Look first for a deep ruby to dark garnet colour. Then look for a nose that moves cleanly from fruit into spice and savoury detail: blackberry, black cherry, plum, mulberry, pepper, black tea, dried herbs, warm earth, chocolate, coffee, sometimes a touch of smoked meat. On the palate, the wine should feel dry, broad but not blurry, with ripe tannins and a finish that stays spicy and earthy rather than flat or sugary.
Cellaring Potential
A sound editorial window is about 4–6 years for fruit-first bottlings and 7–10 years for stronger reserve examples, with room beyond that for the most serious cellar selections. That range is an inference from the valley’s typical structure around 14% alcohol, long macerations, and 12–18 months of oak at several leading producers, plus Syrah’s broader reputation as an age-worthy, tannic grape. Orbelia explicitly says its Via Aristotelis Syrah has very good bottle-aging potential.
Blending Partners
In real regional bottlings, Syrah already works comfortably with Cabernet Sauvignon, Merlot, and Cabernet Franc. Orbelia’s Essentials Red Blend and Via Aristotelis Cuvée show that combination in practice. In broader cellar logic, Syrah also sits naturally beside Broad-Leaved Melnik and Melnik 55 in regional portfolios at Villa Melnik, Libera, and Zlaten Rozhen, which is why Syrah belongs in the same regional conversation as the Melnik family even when the wine itself is varietal.
Breeding Context
Syrah itself is French, a red Vitis vinifera variety whose parents are Dureza × Mondeuse blanche. Plantgrape describes it as a quick-ripening grape capable of aromatic, robust, tannic, age-worthy wines with fairly high alcohol, strong colour, and notes that can include spice, violet, olive, and leather.

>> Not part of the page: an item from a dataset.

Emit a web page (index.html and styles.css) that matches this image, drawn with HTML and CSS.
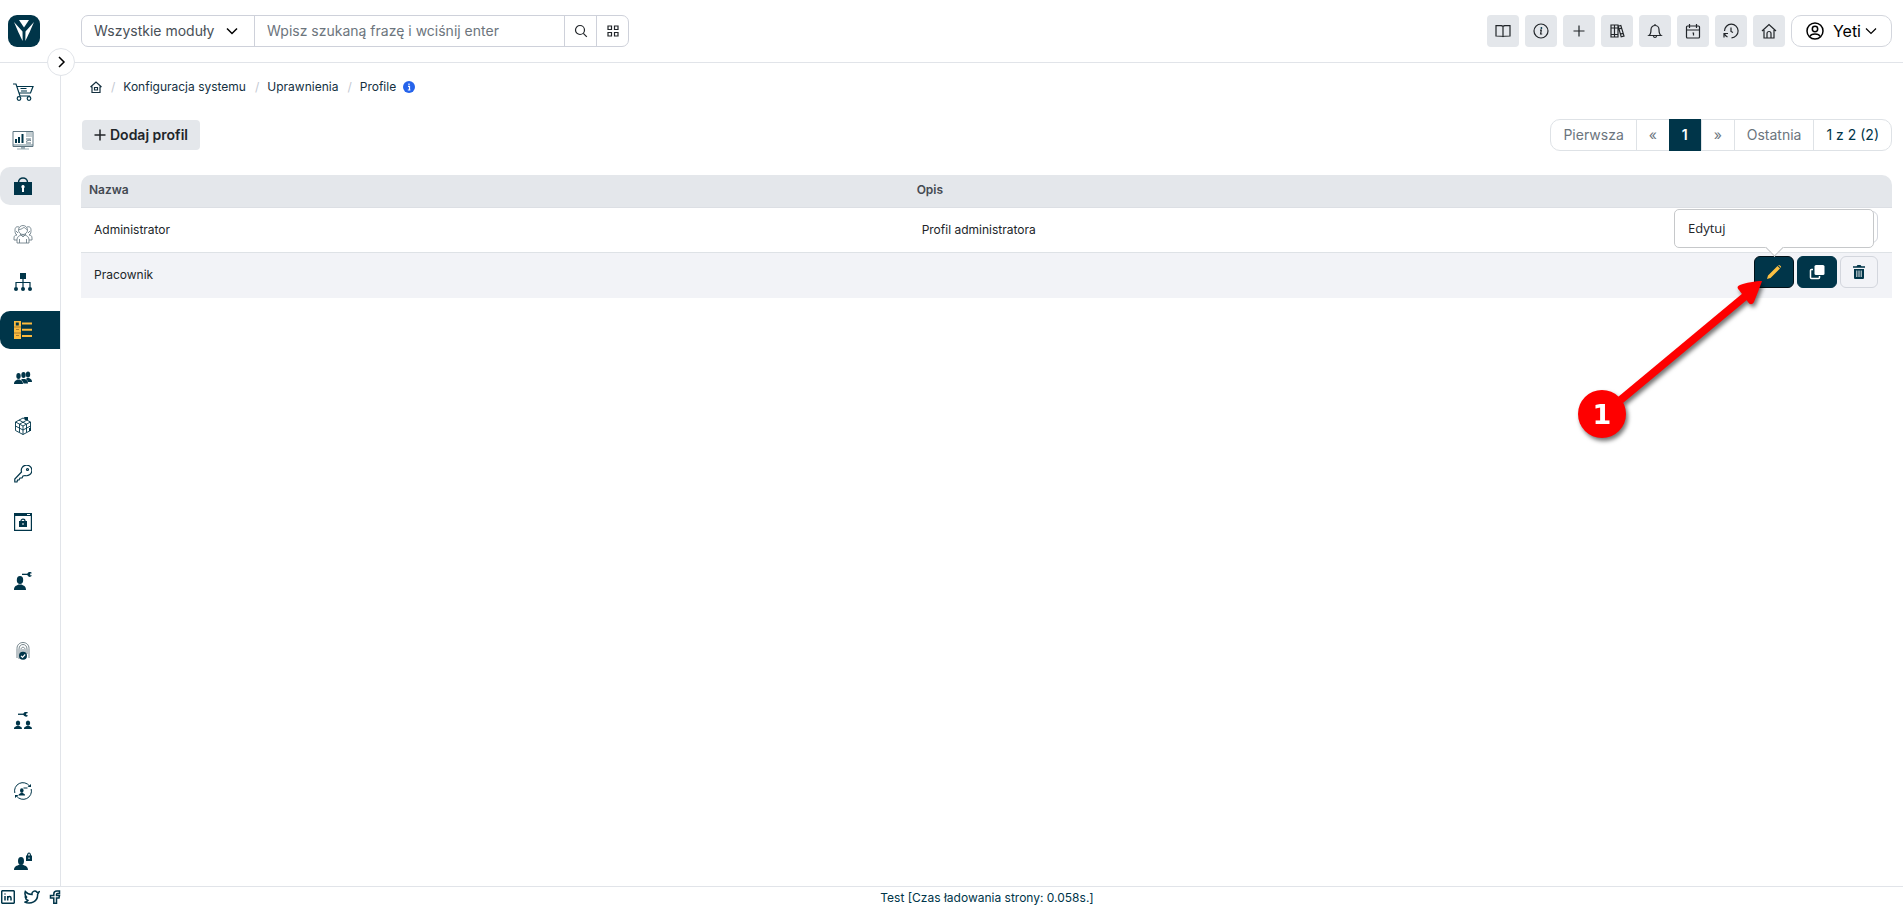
FILE: index.html
```html
<!DOCTYPE html>
<html lang="pl">
<head>
<meta charset="utf-8">
<title>Profile - Yeti</title>
<link rel="stylesheet" href="styles.css">
</head>
<body>
<header class="topbar">
  <a class="brand" href="#" aria-label="Yeti">
    <svg viewBox="0 0 32 32" width="32" height="32"><rect width="32" height="32" rx="9" fill="#003549"/><path d="M11 5h10l-5 7.500z" fill="#fff"/><path d="M6 7l8.500 9.500.2 9.500C12 21 8.500 13 6 7zM26 7l-8.500 9.500-.2 9.500C20 21 23.500 13 26 7z" fill="#fff"/></svg>
  </a>
  <form class="search">
    <div class="select-wrap">
      <select aria-label="Moduł"><option>Wszystkie moduły</option></select>
      <svg class="select-arrow" viewBox="0 0 12 12" width="12" height="12"><path d="M1 3.500l5 5 5-5" class="ln"/></svg>
    </div>
    <input type="text" aria-label="Szukaj" placeholder="Wpisz szukaną frazę i wciśnij enter">
    <button type="button" aria-label="Szukaj"><svg viewBox="0 0 14 14" width="14" height="14"><circle cx="6" cy="6" r="4.500" class="ln thin"/><path d="M9.300 9.300l3.500 3.500" class="ln thin"/></svg></button>
    <button type="button" aria-label="Zaawansowane"><svg viewBox="0 0 12 12" width="12" height="12"><path d="M1 1h3.500v3.500H1zM7.500 1H11v3.500H7.500zM1 7.500h3.500V11H1zM7.500 7.500H11V11H7.500z" class="ln thin"/></svg></button>
  </form>
  <div class="tools">
    <button type="button" aria-label="Podręcznik"><svg viewBox="0 0 16 16" width="16" height="16"><path d="M8 3.500V13.500M8 3.500C7.500 2.500 7 2.500 1 2.500v10.500c6 0 6.500 0 7 .5.500-.5 1-.5 7-.5V2.500C9 2.500 8.500 2.500 8 3.500z" class="ln thin"/></svg></button>
    <button type="button" aria-label="Informacje"><svg viewBox="0 0 16 16" width="16" height="16"><circle cx="8" cy="8" r="7" class="ln thin"/><path d="M7 7.200h1.300L7.600 11h1.600" class="ln thin"/><circle cx="8.400" cy="5" r=".9"/></svg></button>
    <button type="button" aria-label="Dodaj"><svg viewBox="0 0 16 16" width="16" height="16"><path d="M8 2.500v11M2.500 8h11" class="ln thin"/></svg></button>
    <button type="button" aria-label="Biblioteka"><svg viewBox="0 0 16 16" width="16" height="16"><path d="M2 2h3.500v12H2zM5.500 2H9v12H5.500zM2 5h7M2 11.500h7M9.200 3.200l2.600-.8L15 13l-2.800.8zM10 6l2.700-.8M11.200 11.200l3-.8" class="ln thin"/></svg></button>
    <button type="button" aria-label="Powiadomienia"><svg viewBox="0 0 16 16" width="16" height="16"><path d="M2 12.500c2-1.500 2-3 2-6a4 4 0 018 0c0 3 0 4.500 2 6zM6.500 13c.2 2 2.800 2 3 0M8 2.500V1" class="ln thin"/></svg></button>
    <button type="button" aria-label="Kalendarz"><svg viewBox="0 0 16 16" width="16" height="16"><rect x="1.500" y="3" width="13" height="12" rx="1" class="ln thin"/><path d="M1.500 7h13M4.500 1v4M11.500 1v4M7.500 10h1v2.500" class="ln thin"/></svg></button>
    <button type="button" aria-label="Historia"><svg viewBox="0 0 16 16" width="16" height="16"><path d="M1.500 8A6.800 6.800 0 118.500 14.800M8 4.500V8.500l2 1M1 14.500V10.500h4M1.500 11c.7 1.500 1.500 2.300 3 3" class="ln thin"/></svg></button>
    <button type="button" aria-label="Strona główna"><svg viewBox="0 0 16 16" width="16" height="16"><path d="M1 8l7-6.500L15 8M3 7v8h10V7M6 15v-4.500a2 2 0 014 0V15" class="ln thin"/></svg></button>
    <button type="button" class="user">
      <svg viewBox="0 0 18 18" width="18" height="18"><circle cx="9" cy="9" r="8" class="ln"/><circle cx="9" cy="7" r="2.700" class="ln"/><path d="M4 14.500c1-3.500 9-3.500 10 0" class="ln"/></svg>
      <span>Yeti</span>
      <svg class="caret" viewBox="0 0 12 12" width="12" height="12"><path d="M1 3.500l5 5 5-5" class="ln thin"/></svg>
    </button>
  </div>
</header>
<div class="body">
  <nav class="sidebar" aria-label="Menu">
    <button type="button" class="expand" aria-label="Rozwiń menu"><svg viewBox="0 0 12 12" width="12" height="12"><path d="M4 1l5 5-5 5" class="ln"/></svg></button>
    <a href="#" class="root" aria-label="Sklep"><svg viewBox="0 0 22 20" width="22" height="20"><path d="M1 2h3l4 12h10M5 4.500h16L18.500 11H7M8.500 6.500h6M9 9h6" class="ln thin"/><circle cx="7" cy="16.500" r="1.800" class="ln thin"/><circle cx="17" cy="16.500" r="1.800" class="ln thin"/></svg></a>
    <a href="#" class="root" aria-label="Monitorowanie"><svg viewBox="0 0 22 20" width="22" height="20"><path d="M1 14h20v3H1z" fill="#b3c1c7"/><path d="M14 2h6v5h-6z" fill="#c4ced2"/><path d="M1 1.500h20v15H1z" fill="none" stroke="#5d7480"/><path d="M3 9h2v4H3zM6 7h2v6H6zM9.500 4h2v9h-2z"/><path d="M14 9h5M14 13h5M14 11.500l3-1.500 2 .5" fill="none" stroke="#5d7480"/><path d="M9 17h4v2H9zM5 18.500h12v1H5z" fill="#9aabb3"/></svg></a>
    <a href="#" class="section" aria-label="Bezpieczeństwo"><svg viewBox="0 0 18 18" width="18" height="18"><path d="M0 5h18v13H0z"/><path d="M4.500 5.500c0-6 9-6 9 0" class="ln"/><path d="M9 8a1.800 1.800 0 011 3.200V15H8v-3.800A1.800 1.800 0 019 8z" fill="#fff"/></svg></a>
    <a href="#" aria-label="Użytkownicy"><svg viewBox="0 0 20 20" width="20" height="20"><g fill="none" stroke="#60727c" stroke-width=".8"><circle cx="10" cy="6" r="4.500"/><path d="M6 5.500c3 0 4-2 5-2s2 2 3 2M6 3C3 2 2 4 2 6s0 4 2 5M14 3c3-1 4 1 4 3s0 4-2 5M4 19v-3c0-3 2-5 6-5s6 2 6 5v3zM4 16H1v-2c0-2 1-3 3-3M16 16h3v-2c0-2-1-3-3-3M7 10l3 3 3-3M6.500 15v4M13.500 15v4M3 7l2 2M17 7l-2 2"/></g></svg></a>
    <a href="#" aria-label="Role"><svg viewBox="0 0 18 18" width="18" height="18"><path d="M6 0h6v6H6z"/><path d="M9 6v9M2 14.500V9.500h14v5" class="ln thin"/><circle cx="2" cy="16" r="2"/><circle cx="9" cy="16" r="2"/><circle cx="16" cy="16" r="2"/></svg></a>
    <a href="#" class="current" aria-label="Profile"><svg viewBox="0 0 18 18" width="18" height="18"><path d="M0 0h7v18H0zM8 1.500h10v2H8zM8 7.800h10v2H8zM8 14h10v2H8z" fill="#fbb93d"/><path d="M1.800 1.500h3v3h-3z" fill="#003549"/><path d="M0 6h7M0 12h7M2 8.500h3M2 14.500h3" stroke="#a87c33" fill="none"/></svg></a>
    <a href="#" aria-label="Grupy"><svg viewBox="0 0 18 14" width="18" height="14"><ellipse cx="4.500" cy="5" rx="2.200" ry="3"/><ellipse cx="9.500" cy="4" rx="2.200" ry="3"/><ellipse cx="14" cy="3.500" rx="2.200" ry="3"/><path d="M0 13c0-3 2-3.500 3.500-4.500h2C7 9.500 9 10 9 13zM8 8h3c2 1.200 3 2 3 4.500H9.500C9 10 8 9.500 7 9zM13 7h2c2 1 3 1.500 3 4h-4C13.500 9 12.500 8.500 12 8z"/></svg></a>
    <a href="#" aria-label="Moduły"><svg viewBox="0 0 18 18" width="18" height="18"><path d="M9 1l7.500 4v8.500L9 17.500l-7.500-4V5zM1.500 5L9 9l7.500-4M9 9v8.500M5 3l7.500 4.200v8M13 3L5.500 7.200v8M1.500 9L9 13l7.500-4" fill="none" stroke="#003549" stroke-width=".9"/><path d="M10 0h4v3h-3zM15 11h2v3h-2z"/></svg></a>
    <a href="#" aria-label="Klucze"><svg viewBox="0 0 18 18" width="18" height="18"><path d="M7.500 7A5.300 5.300 0 1111 10.500L9 11l-1 2H6l-1 2H3.500L3 17H.8v-3z" class="ln thin"/><circle cx="13.500" cy="4.500" r="1" class="ln thin"/></svg></a>
    <a href="#" aria-label="Blokady"><svg viewBox="0 0 18 18" width="18" height="18"><path d="M.6.6h16.800v16.800H.6z" class="ln thin"/><path d="M0 0h18v3H0zM5 8h8v6H5z"/><path d="M13 1.500h3" stroke="#fff"/><path d="M7 8c0-2.500 4-2.500 4 0" class="ln thin"/><path d="M8.500 10h1v2h-1z" fill="#fff"/></svg></a>
    <a href="#" class="tall" aria-label="Uprawnienia użytkownika"><svg viewBox="0 0 18 18" width="18" height="18"><ellipse cx="6" cy="8" rx="3.200" ry="4"/><path d="M0 18c0-4 2-4 4.500-5.500h3C10 14 12 14 12 18z"/><path d="M8 1.700h6v1.300H8z"/><path d="M18 1.200a2.500 2.500 0 100 2.400l-1.800-.4V1.600z"/></svg></a>
    <a href="#" class="tall" aria-label="Autoryzacja"><svg viewBox="0 0 14 18" width="14" height="18"><g fill="none" stroke="#687981" stroke-width=".9"><path d="M1 16V6.500c0-8 12-8 12 0V16M3 17V7c0-6 8-6 8 0v5M5 12V7.500c0-3 4-3 4 0V11M7 11V7"/></g><circle cx="7" cy="13.800" r="4"/><path d="M5 13.800l1.500 1.500L9.200 12.500" fill="none" stroke="#fff" stroke-width="1.200"/></svg></a>
    <a href="#" class="tall" aria-label="Dostęp grup"><svg viewBox="0 0 18 18" width="18" height="18"><path d="M4 1.600h7v1.300H4z"/><path d="M14 1a2.400 2.400 0 100 2.400l-1.800-.4V1.400z"/><ellipse cx="4" cy="11" rx="2.200" ry="2.500"/><ellipse cx="14" cy="11" rx="2.200" ry="2.500"/><path d="M0 17c0-2.500 2-2.500 4-3.500 2 1 4 1 4 3.500zM10 17c0-2.500 2-2.500 4-3.500 2 1 4 1 4 3.500z"/></svg></a>
    <a href="#" class="tall" aria-label="Przejęcie uprawnień"><svg viewBox="0 0 18 18" width="18" height="18"><path d="M.8 11A8.300 8.300 0 0115.500 4M17.200 7A8.300 8.300 0 012.500 14" fill="none" stroke="#003549"/><path d="M13.500 5H17V2zM4.500 13H1v3z"/><ellipse cx="7.800" cy="8.500" rx="1.800" ry="2.200"/><path d="M4.500 13.500c0-2 2-2 3.300-3 1.300 1 3.300 1 3.300 3zM9.500 5.500h4v1h-4z"/></svg></a>
    <a href="#" class="tall" aria-label="Blokada użytkownika"><svg viewBox="0 0 18 18" width="18" height="18"><ellipse cx="7" cy="9" rx="3" ry="4"/><path d="M0 18c0-4 3-4 5.500-5.500h3C11 14 14 14 14 18zM12 3.500h6V9h-6z"/><path d="M13.500 4c0-4 3-4 3 0" class="ln thin"/><path d="M14.500 5.500h1v1.500h-1z" fill="#fff"/></svg></a>
  </nav>
  <main class="content">
    <nav class="crumbs" aria-label="Ścieżka">
      <a href="#" aria-label="Start"><svg viewBox="0 0 12 12" width="12" height="12"><path d="M.5 6L6 1l5.500 5M2 5.500v6h8v-6M4.500 6.500h3v2.500h-3z" class="ln thin"/></svg></a>
      <i>/</i><a href="#">Konfiguracja systemu</a>
      <i>/</i><a href="#">Uprawnienia</a>
      <i>/</i><span>Profile</span>
      <svg class="info" viewBox="0 0 12 12" width="12" height="12"><circle cx="6" cy="6" r="6"/><path d="M5 5.300h1.500V9M4.800 9h2.600M6 2.400v1.500" fill="none" stroke="#fff" stroke-width="1.200"/></svg>
    </nav>
    <div class="actionbar">
      <button type="button" class="add"><svg viewBox="0 0 12 12" width="12" height="12"><path d="M6 .5v11M.5 6h11" class="ln"/></svg>Dodaj profil</button>
      <div class="pages">
        <button type="button">Pierwsza</button>
        <button type="button" class="step">«</button>
        <button type="button" class="on">1</button>
        <button type="button" class="step">»</button>
        <button type="button">Ostatnia</button>
        <button type="button" class="count">1 z 2 (2)</button>
      </div>
    </div>
    <table class="list">
      <thead><tr><th class="name">Nazwa</th><th>Opis</th><th aria-label="Akcje"></th></tr></thead>
      <tbody>
        <tr><td>Administrator</td><td>Profil administratora</td>
          <td class="actions"><div class="btns">
            <button type="button" class="ghost" aria-label="Usuń"><svg viewBox="0 0 12 14" width="12" height="14"><path d="M0 1.500h3.500L4.500.3h3l1 1.200H12V3H0zM1 4h10v8.500c0 1-.5 1.500-1.500 1.500h-7C1.500 14 1 13.500 1 12.500z"/></svg></button>
          </div></td></tr>
        <tr class="hover"><td>Pracownik</td><td></td>
          <td class="actions"><div class="btns">
            <div class="edit-wrap">
              <button type="button" class="solid focus" aria-label="Edytuj" aria-describedby="tip"><svg viewBox="0 0 16 16" width="16" height="16"><path d="M1 15l1-3.500L11.500 2l2.500 2.500L4.500 14zM12.200 1.300c1-1 4 1.500 2.500 2.500z" fill="#fcc042"/></svg></button>
              <div class="tip" id="tip" role="tooltip">Edytuj</div>
              <svg class="marker" viewBox="0 0 200 180" width="200" height="180"><path d="M48 124L173 20l5 6L53 130z"/><path d="M192 8c-2 6-6 16-8 21-2 3-4 3-6 0l-9-12c-2-2-2-4 1-5 5-2 16-4 22-4z"/><circle cx="32" cy="141" r="24"/><text x="32" y="151" text-anchor="middle">1</text></svg>
            </div>
            <button type="button" class="solid" aria-label="Duplikuj"><svg viewBox="0 0 16 16" width="16" height="16"><rect x="5.500" y="1" width="10" height="10" rx="1.500" fill="#fff"/><path d="M4 5.500H2.500a1 1 0 00-1 1v7a1 1 0 001 1h7a1 1 0 001-1V12" fill="none" stroke="#fff" stroke-width="1.500"/></svg></button>
            <button type="button" class="ghost" aria-label="Usuń"><svg viewBox="0 0 12 14" width="12" height="14"><path d="M0 1.200h3.500L4.500 0h3l1 1.200H12v1.600H0zM1 4h10v8.500c0 1-.5 1.500-1.500 1.500h-7C1.500 14 1 13.500 1 12.500z"/><path d="M3.800 5.500v6.500M6 5.500v6.500M8.200 5.500v6.500" stroke="#fff" stroke-width=".9"/></svg></button>
          </div></td></tr>
      </tbody>
    </table>
  </main>
</div>
<footer class="footer">
  <div class="social">
    <a href="#" aria-label="LinkedIn"><svg viewBox="0 0 14 14" width="14" height="14"><rect x=".7" y=".7" width="12.600" height="12.600" rx="1" class="ln"/><path d="M4 6v4.500M6.700 10.500V6M6.700 8c.5-2 3.300-2 3.300 0v2.500M4 3.500v1" class="ln"/></svg></a>
    <a href="#" aria-label="Twitter"><svg viewBox="0 0 16 14" width="16" height="14"><path d="M15 2c-1 .5-1.500.5-2 .3C11-.1 7.500 1.500 8 4.500 5 4.500 3 3.500 1.300 1.500.5 4 1 6 3 7.500L1.300 7.200C1.500 9 2.500 10 4 10.500c-.5 1-2 1.500-3.500 1.500C7 15 14 11 13.600 4.500z" class="ln"/></svg></a>
    <a href="#" aria-label="Facebook"><svg viewBox="0 0 12 14" width="12" height="14"><path d="M10.500 1H8C5.500 1 4.800 2.500 4.800 4v1.500H1.500V8h3.300v5.300h2.700V8H10l.5-2.500h-3V4.300c0-.6.300-.9 1-.9h2z" class="ln"/></svg></a>
  </div>
  <p>Test [Czas ładowania strony: 0.058s.]</p>
</footer>
</body>
</html>
```

FILE: styles.css
```css
* { box-sizing: border-box; }
body {
  margin: 0;
  height: 100vh;
  display: flex;
  flex-direction: column;
  font: 12px/18px Inter, "Liberation Sans", sans-serif;
  color: #212529;
  background: #fff;
}
button, input, select { font: inherit; color: inherit; margin: 0; }
button { cursor: pointer; }
a { color: inherit; text-decoration: none; }
svg { display: block; flex: none; fill: #003549; }
.ln { fill: none; stroke: currentColor; stroke-width: 1.5; }
.thin { stroke-width: 1.2; }

.topbar {
  display: flex;
  align-items: center;
  height: 63px;
  flex: none;
  padding: 0 11px 0 8px;
  border-bottom: 1px solid #e1e4e9;
}
.brand { margin-right: 41px; }
.search {
  display: flex;
  width: 548px;
  height: 32px;
  border: 1px solid #ced1da;
  border-radius: 7px;
  font-size: 14px;
}
.select-wrap { position: relative; width: 172px; flex: none; }
.select-wrap select {
  width: 100%;
  height: 100%;
  border: 0;
  padding: 0 12px;
  appearance: none;
  background: none;
  color: #495057;
}
.select-arrow { position: absolute; right: 16px; top: 9px; color: #000; pointer-events: none; }
.search input {
  flex: 1;
  min-width: 0;
  border: 0;
  border-left: 1px solid #ced1da;
  padding: 0 12px;
  background: none;
  outline: 0;
}
.search input::placeholder { color: #6c757d; opacity: 1; }
.search button {
  width: 32px;
  padding: 0;
  display: grid;
  place-items: center;
  border: 0;
  border-left: 1px solid #ced1da;
  background: none;
}
.tools { display: flex; gap: 6px; margin-left: auto; }
.tools button {
  width: 32px;
  height: 32px;
  padding: 0;
  display: grid;
  place-items: center;
  border: 0;
  border-radius: 4px;
  background: #e4e7eb;
}
.tools .user {
  display: flex;
  align-items: center;
  width: auto;
  padding: 0 14px;
  border: 1px solid #d3d6dd;
  border-radius: 10px;
  background: #fff;
  font-size: 16px;
  color: #000;
}
.user span { margin: 0 4px 0 9px; }

.body { display: flex; flex: 1; min-height: 0; }
.sidebar {
  position: relative;
  width: 61px;
  flex: none;
  display: flex;
  flex-direction: column;
  gap: 10px;
  padding-top: 8px;
  border-right: 1px solid #e1e4e9;
  color: #003549;
}
.sidebar a {
  display: flex;
  align-items: center;
  justify-content: center;
  height: 38px;
  flex: none;
  padding-right: 14px;
  border-radius: 10px 0 0 10px;
}
.sidebar .root { padding-top: 4px; }
.sidebar .tall { height: 60px; }
.sidebar .section { background: #e4e7eb; }
.sidebar .current { background: #003549; }
.expand {
  position: absolute;
  right: -15px;
  top: -15px;
  width: 28px;
  height: 28px;
  padding: 0;
  display: grid;
  place-items: center;
  border: 1px solid #e1e4e9;
  border-radius: 50%;
  background: #fff;
  color: #000;
}

.content { flex: 1; min-width: 0; padding: 15px 11px 0 20px; }
.crumbs { display: flex; align-items: center; padding-left: 9px; color: #14303f; }
.crumbs i { font-style: normal; color: #c3c8d2; margin: 0 8px 0 9px; }
.crumbs .info { fill: #2563eb; margin-left: 7px; }
.actionbar { display: flex; align-items: center; justify-content: space-between; margin-top: 23px; }
.add {
  display: flex;
  align-items: center;
  gap: 4px;
  height: 30px;
  margin-left: 1px;
  padding: 0 12px;
  border: 0;
  border-radius: 4px;
  background: #e4e7eb;
  font-size: 14px;
  font-weight: 600;
}
.pages {
  display: flex;
  height: 32px;
  border: 1px solid #dee2e6;
  border-radius: 10px;
  font-size: 14px;
}
.pages button {
  border: 0;
  border-left: 1px solid #dee2e6;
  padding: 0 12px;
  background: none;
  color: #6c757d;
}
.pages button:first-child { border-left: 0; }
.pages .step { width: 33px; padding: 0; }
.pages .on { width: 32px; margin: -1px 0; padding: 0; border: 0; background: #003549; color: #fff; font-weight: 600; }
.pages .count { color: #003549; }

.list { width: 100%; margin-top: 24px; border-collapse: separate; border-spacing: 0; table-layout: fixed; }
.list th {
  height: 33px;
  padding: 0 8px 2px;
  text-align: left;
  font-weight: 600;
  color: #444a52;
  background: #e4e7eb;
  border-bottom: 1px solid #dcdfe4;
}
.list th.name { border-top-left-radius: 10px; }
.list th:last-child { border-top-right-radius: 10px; }
.list th.name, .list th:nth-child(2) { width: 45.7%; }
.list td { height: 45px; padding: 0 13px; border-bottom: 1px solid #dee2e6; }
.list .hover td { background: #f2f3f7; border-bottom-color: #f2f3f7; }
.list td.actions { padding: 3px 14px 9px 0; }
.btns { display: flex; justify-content: flex-end; gap: 3px; }
.btns button {
  width: 40px;
  height: 32px;
  padding: 0;
  display: grid;
  place-items: center;
  border: 1px solid #003549;
  border-radius: 6px;
  background: #003549;
}
.btns .focus { border-color: #001018; }
.btns .ghost { width: 38px; border-color: #d3d6dd; background: none; }
.edit-wrap { position: relative; }
.tip {
  position: absolute;
  bottom: 40px;
  left: -80px;
  width: 200px;
  height: 39px;
  padding: 9px 13px;
  border: 1px solid #c6c8ca;
  border-radius: 5px;
  background: #fff;
  font: 13px/18px "Open Sans", "Noto Sans", sans-serif;
}
.tip::after {
  content: "";
  position: absolute;
  left: 93px;
  bottom: -7px;
  width: 12px;
  height: 12px;
  border: solid #c6c8ca;
  border-width: 0 1px 1px 0;
  background: #fff;
  transform: rotate(45deg);
}
.marker {
  position: absolute;
  left: -184px;
  top: 17px;
  fill: #fe0000;
  filter: drop-shadow(2px 3px 2px rgba(0, 0, 0, .55));
  pointer-events: none;
}
.marker text { fill: #fff; font: bold 27px "DejaVu Sans", sans-serif; }

.footer {
  display: flex;
  align-items: center;
  height: 21px;
  flex: none;
  border-top: 1px solid #e1e4e9;
  background: #fff;
  color: #003549;
}
.social { display: flex; justify-content: space-between; align-items: center; width: 63px; padding: 0 2px 0 1px; }
.footer p { flex: 1; margin: 0; padding: 2px 0 0 8px; text-align: center; }
```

That profile explains why it feels so natural in Struma. The valley gives the grape exactly what it wants: warm, dry summers, very mild winters, Mediterranean air, and a patchwork of soils that includes sand, limestone, volcanic deposits, cinnamon-forest soils, and alluvial earth. Around Melnik, vineyards take advantage of south-facing exposure and breezes from the Pirin, Belasitsa, and Slavyanka mountains; around Petrich, growers work alluvial and cinnamonic sites; around General Todorov and Hotovo, producers emphasize warm air currents and the ripening advantages of the valley floor. In short, Struma gives Syrah not only ripeness, but contour.
Main Bulgarian homes: The clearest regional addresses sit in the Melnik–Sandanski–Petrich corridor: Harsovo and Vinogradi around Villa Melnik, Sandanski and Hotovo around Sintica and Libera, Kolarovo and the Petrich area around Orbelia, Kapatovo and Levunovo around Zlaten Rozhen, and Damyanitza near Sandanski.
Alternative Grapes
If this style speaks to you, move next to Melnik 55 for a softer and more obviously local southern red, then to Broad-Leaved Melnik for more tobacco, pepper, and old-Struma depth. Melnishki Rubin keeps you in the valley’s darker register, while Cabernet Franc gives you a leaner, fresher, more herbal line without leaving the same regional landscape. All four live naturally in the same Struma conversation as Syrah. For a broader, more polished and fruit-forward expression of the grape, explore Syrah from the Thracian Lowlands, where the same variety shows a rounder, more structured and internationally styled profile.